In opposing summary judgment, neither Baja nor Dan-Dee meaningfully addresses Cross-Claimants' arguments regarding their liability for breach of the U.C.C.'s warranty of noninfringement. Instead, Baja and Dan-Dee contend that Cross-Claimants are partially at fault for purchasing counterfeit 5hour ENERGY, and thus are not entitled to recompense. (See Baja Opp. at 13-14; Dan-Dee Opp. at 11-13.) However, the cases Baja and Dan-Dee cite regarding equitable bars to a plaintiff's recovery of damages are irrelevant because they concern common law indemnification or contribution. See, e.g., Westport Marina, Inc. v. Boulay, 783 F.Supp.2d 344, 357-58 (E.D.N.Y. 2010) (discussing common law indemnification for negligence claim); Amusement Indus., Inc. v. Stern, 693 F.Supp.2d 319, 325 (S.D.N.Y. 2010) (discussing common law indemnification in action alleging fraud against real estate investors); Anderson v. Greyhound Lines, Inc., No. 06-cv-13371, 2011 WL 3480945, at *4 (S.D.N.Y. Aug. 3, 2011) (discussing "common law or implied indemnification" for negligence); Tokio Marine and Fire Ins. Co., Ltd. v. Grodin, No. 05-cv-9153, 2006 WL 3054321, at *3 (S.D.N.Y. Oct. 27, 2006) (personal injury case involving common law indemnification). Here, Cross-Claimants have established Baja's and Dan-Dee's breaches of warranty pursuant to state statutory law (i.e, the Uniform Commercial Code, as adopted by New York), not common law indemnity.

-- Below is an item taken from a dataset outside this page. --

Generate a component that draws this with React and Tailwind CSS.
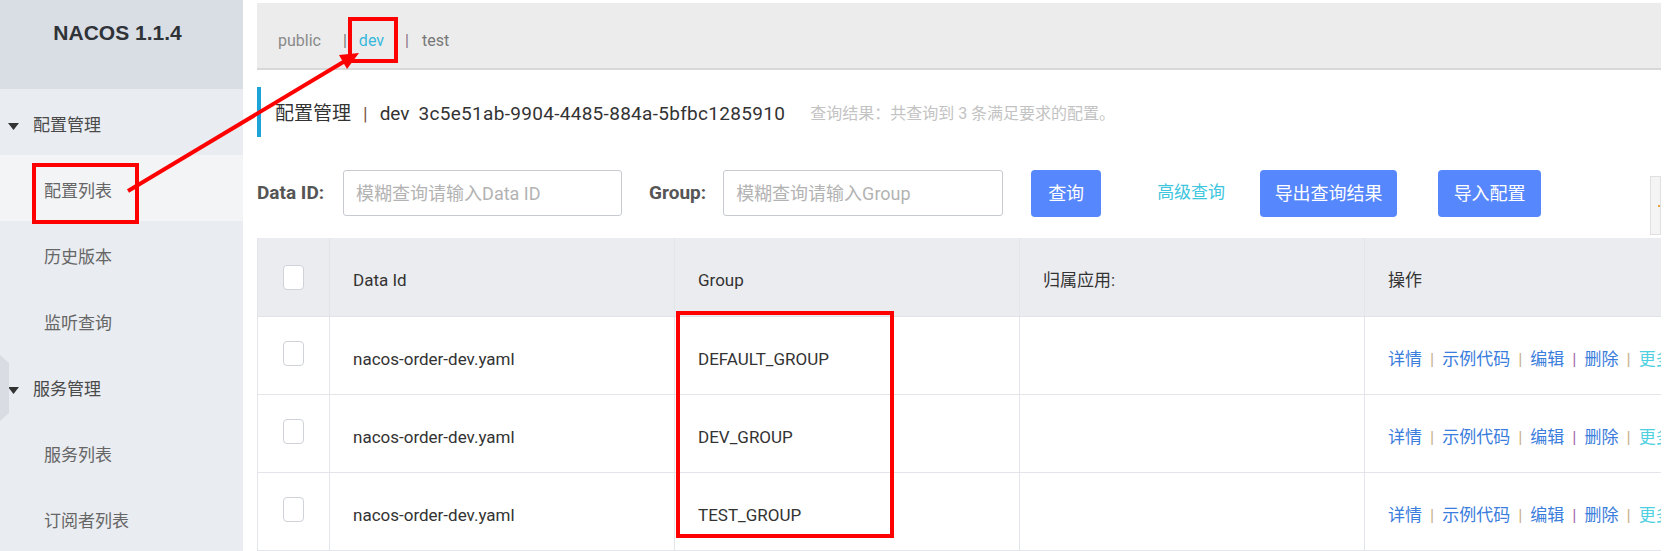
import React from 'react';

const menu = [
  { title: '配置管理', items: ['配置列表', '历史版本', '监听查询'] },
  { title: '服务管理', items: ['服务列表', '订阅者列表'] },
];

const rows = ['DEFAULT_GROUP', 'DEV_GROUP', 'TEST_GROUP'];

const Checkbox = () => (
  <div className="w-[21px] h-[25px] rounded-[4px] border border-[#cfd2d9] bg-white" />
);

const Sidebar = () => (
  <aside className="w-[243px] shrink-0 h-full bg-[#e9ecf0] flex flex-col">
    <div className="h-[92px] bg-[#d9dde4] flex items-center justify-center pr-2 pb-[24px]">
      <span className="text-[21px] font-bold text-[#2f3237] font-['Liberation_Sans',sans-serif]">NACOS 1.1.4</span>
    </div>
    {menu.map((group) => (
      <div key={group.title}>
        <div className="h-[66px] flex items-center pl-[8px] pt-[8px]">
          <svg width="11" height="7" viewBox="0 0 11 7" className="mr-[14px]">
            <polygon points="0,0 11,0 5.5,7" fill="#333" />
          </svg>
          <span className="text-[17px] text-[#4a4a4a]">{group.title}</span>
        </div>
        {group.items.map((item) => (
          <div
            key={item}
            className={`h-[66px] flex items-center pl-[44px] pt-[8px] text-[17px] text-[#666] ${item === '配置列表' ? 'bg-[#f3f4f6]' : ''}`}
          >
            {item}
          </div>
        ))}
      </div>
    ))}
  </aside>
);

const Ops = () => (
  <div className="flex items-center text-[17px] whitespace-nowrap">
    <span className="text-[#3b7ddc]">详情</span>
    <span className="mx-[8px] text-[#c9b28c]">|</span>
    <span className="text-[#3b7ddc]">示例代码</span>
    <span className="mx-[8px] text-[#c9b28c]">|</span>
    <span className="text-[#3b7ddc]">编辑</span>
    <span className="mx-[8px] text-[#a66bb0]">|</span>
    <span className="text-[#3b7ddc]">删除</span>
    <span className="mx-[8px] text-[#c9b28c]">|</span>
    <span className="text-[#4fd0e0]">更多</span>
  </div>
);

const Cell = ({ children, last }) => (
  <div className={`w-[345px] shrink-0 flex items-center pl-[23px] pt-[8px] ${last ? '' : 'border-r border-[#e3e5ea]'}`}>
    {children}
  </div>
);

export default function App() {
  return (
    <div className="relative flex w-[1669px] h-[551px] overflow-hidden bg-white font-['Roboto','Noto_Sans_CJK_SC',sans-serif]">
      <Sidebar />

      <main className="ml-[14px] w-[1404px] shrink-0 overflow-hidden pt-[3px]">
        {/* namespace bar */}
        <div className="h-[67px] bg-[#ececec] border-b-2 border-[#d8d8d8] flex items-center pl-[21px] pt-[11px] text-[16px]">
          <span className="text-[#8a8a8a] mr-[22px]">public</span>
          <span className="text-[#777] mr-[12px]">|</span>
          <span className="text-[#36b8dc] mr-[21px]">dev</span>
          <span className="text-[#8a6f86] mr-[13px]">|</span>
          <span className="text-[#777]">test</span>
        </div>

        {/* title */}
        <div className="mt-[17px] h-[50px] border-l-4 border-[#1ea3d8] flex items-center pl-[14px] pt-[4px] whitespace-nowrap">
          <span className="text-[19px] text-[#333]">配置管理</span>
          <span className="text-[19px] text-[#7a5a4a] mx-[12px]">|</span>
          <span className="text-[19px] text-[#333] mr-[9px]">dev</span>
          <span className="text-[19px] text-[#333] tracking-[0.3px]">3c5e51ab-9904-4485-884a-5bfbc1285910</span>
          <span className="ml-[25px] text-[16px] text-[#c3c3c3]">查询结果：共查询到 3 条满足要求的配置。</span>
        </div>

        {/* search row */}
        <div className="mt-[33px] h-[46px] flex items-center whitespace-nowrap">
          <span className="text-[19px] font-bold text-[#555]">Data ID:</span>
          <div className="ml-[19px] w-[279px] h-[46px] border border-[#c8cad2] rounded-[3px] flex items-center pl-[12px] text-[18px] text-[#b3b3b3]">
            模糊查询请输入Data ID
          </div>
          <span className="ml-[27px] text-[19px] font-bold text-[#555]">Group:</span>
          <div className="ml-[17px] w-[280px] h-[46px] border border-[#c8cad2] rounded-[3px] flex items-center pl-[12px] text-[18px] text-[#b3b3b3]">
            模糊查询请输入Group
          </div>
          <button className="ml-[28px] w-[70px] h-[47px] rounded-[4px] bg-[#5787fc] text-white text-[18px]">查询</button>
          <span className="ml-[56px] text-[17px] text-[#3ec6de]">高级查询</span>
          <button className="ml-[35px] w-[137px] h-[47px] rounded-[4px] bg-[#5787fc] text-white text-[18px]">导出查询结果</button>
          <button className="ml-[41px] w-[103px] h-[47px] rounded-[4px] bg-[#5787fc] text-white text-[18px]">导入配置</button>
          <div className="ml-auto self-start mt-[6px] w-[11px] h-[59px] shrink-0 border border-[#e0e0e0] bg-[#f4f4f4] flex items-center justify-end">
            <div className="w-[2px] h-[2px] bg-[#e8a040]" />
          </div>
        </div>

        {/* table */}
        <div className="mt-[22px] w-[1452px] border-l border-[#e3e5ea] text-[17px] text-[#333]">
          <div className="flex h-[79px] bg-[#ebecf0] border-b border-[#e1e3e8]">
            <div className="w-[72px] shrink-0 flex items-center justify-center border-r border-[#e1e3e8]">
              <Checkbox />
            </div>
            <Cell>Data Id</Cell>
            <Cell>Group</Cell>
            <Cell>归属应用:</Cell>
            <Cell last>操作</Cell>
          </div>
          {rows.map((g) => (
            <div key={g} className="flex h-[78px] border-b border-[#e3e5ea]">
              <div className="w-[72px] shrink-0 flex items-center justify-center border-r border-[#e3e5ea] pb-[4px]">
                <Checkbox />
              </div>
              <Cell>nacos-order-dev.yaml</Cell>
              <Cell>{g}</Cell>
              <Cell />
              <Cell last>
                <Ops />
              </Cell>
            </div>
          ))}
        </div>
      </main>

      {/* sidebar collapse handle */}
      <svg className="absolute left-0 top-[355px]" width="10" height="66" viewBox="0 0 10 66">
        <polygon points="0,0 9,8 9,58 0,66" fill="#d9dce3" />
      </svg>

      {/* annotations */}
      <div className="absolute left-[32px] top-[163px] w-[107px] h-[61px] border-4 border-[#ff0000]" />
      <div className="absolute left-[348px] top-[17px] w-[50px] h-[46px] border-4 border-[#ff0000]" />
      <div className="absolute left-[676px] top-[311px] w-[218px] h-[227px] border-4 border-[#ff0000]" />
      <svg className="absolute left-0 top-0 pointer-events-none" width="1669" height="551" viewBox="0 0 1669 551">
        <line x1="128" y1="191" x2="345" y2="61" stroke="#ff0000" strokeWidth="4" />
        <polygon points="359,53 347,69 339,55" fill="#ff0000" />
      </svg>
    </div>
  );
}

Cross-Claimants do not seek summary judgment regarding damages at this time. (See, ECF No. 849-15, FDI's Reply to Dan-Dee's Opposition to Summary Judgment ("The judgment sought is for liability, not damages.").) When damages are ripe for determination, the U.C.C. will control the scope of Cross-Claimants' recovery. "NY-UCC Sections 2-714 and 2-715 govern a buyer's remedies for a seller's breach of warranty, such as the warranty of non-infringement in Section 2-312(3)." EZ Tag Corp. v. Casio Am., Inc., 861 F.Supp.2d 181, 183 (S.D.N.Y. 2012); see also Too Marker Products, Inc. v. Creation Supply, Inc., No. 3:12-CV-735, 2014 WL 3818675, at *5 (D. Or. Aug. 4, 2014) ("courts construing the U.C.C. have found §§ 2-714 and 2-715 of the U.C.C. govern the remedies for an aggrieved party seeking recovery for breach of warranty").
The damages contemplated by UCC § 2-714 for breaches relating to accepted goods "are referred to as direct or general damages." KSW Mechanical Servs. v. Johnson Controls, Inc., 992 F.Supp.2d 135, 145 (E.D.N.Y. 2014). "Direct damages are typically expectation damages, measured by what it would take to put the non-breaching party in the same position that it would be in had the breaching party performed as promised under the contract." Latham Land I, LLC v. TGI Friday's, Inc., 948 N.Y.S.2d 147, 151-52 (N.Y. App. Div. 2012). Section 2-715 of the U.C.C. provides that consequential damages for a seller's breach of warranty may be recovered for "injury to person or property proximately resulting from any breach." N.Y. U.C.C. Law § 2-715(2)(b).
Baja and Dan-Dee argue that Cross-Claimants are not entitled to reimbursement of attorneys' fees and costs incurred litigating the underlying infringement action brought by Living Essentials. Although the court need not reach the issue of damages to decide the present motions, it notes that "the weight of authority in this Circuit counsels against the inclusion of attorney's fees and litigation expenses as damages for breach of warranty under Sections 2-714 and 2-715 in the absence of bad faith or contractual authorization." EZ Tag Corp., 861 F. Supp. 2d at 183. Living Essentials has not alleged that Cross-Claimants infringed the 5-hour ENERGY trademarks in bad faith; nor is there evidence of a contract between Cross-Claimants and Baja or Dan-Dee obligating a seller to reimburse a buyer's defense costs incurred to defend an infringement suit.
Cross-Claimants also seek summary judgment with respect to their claims for breach of the implied warranty of merchantability (U.C.C. § 2-314) and breach of the implied warranty of fitness for a particular purpose (U.C.C. § 2-315). They contend, in a conclusory sentence at the end of their motions, that these U.C.C. provisions "provide additional grounds for indemnification." (FDI Mem. at 12.) However, Cross-Claimants have neither identified the elements of these claims nor demonstrated that they have been satisfied. As the parties moving for summary judgment, FDI and Purity have the initial burden to present factual and legal grounds for summary judgment on these claims and to identify those portions of the "pleadings, the discovery and disclosure materials on file, and any affidavits" that demonstrate the absence of a genuine issue of material fact. Fed. R. Civ. P. 56(c). Because they have not done so, Cross-Claimants' motions for summary judgment are denied as to their claims for breach of the implied warranty of merchantability and breach of the implied warranty of fitness for a particular purpose.
For the foregoing reasons, FDI's motions for partial summary judgment are granted on its breach of warranty of noninfringement claims against Baja and Dan-Dee, and otherwise denied. Purity's motion for partial summary judgment is granted on its breach of warranty of non-infringement claim against Baja, and otherwise denied.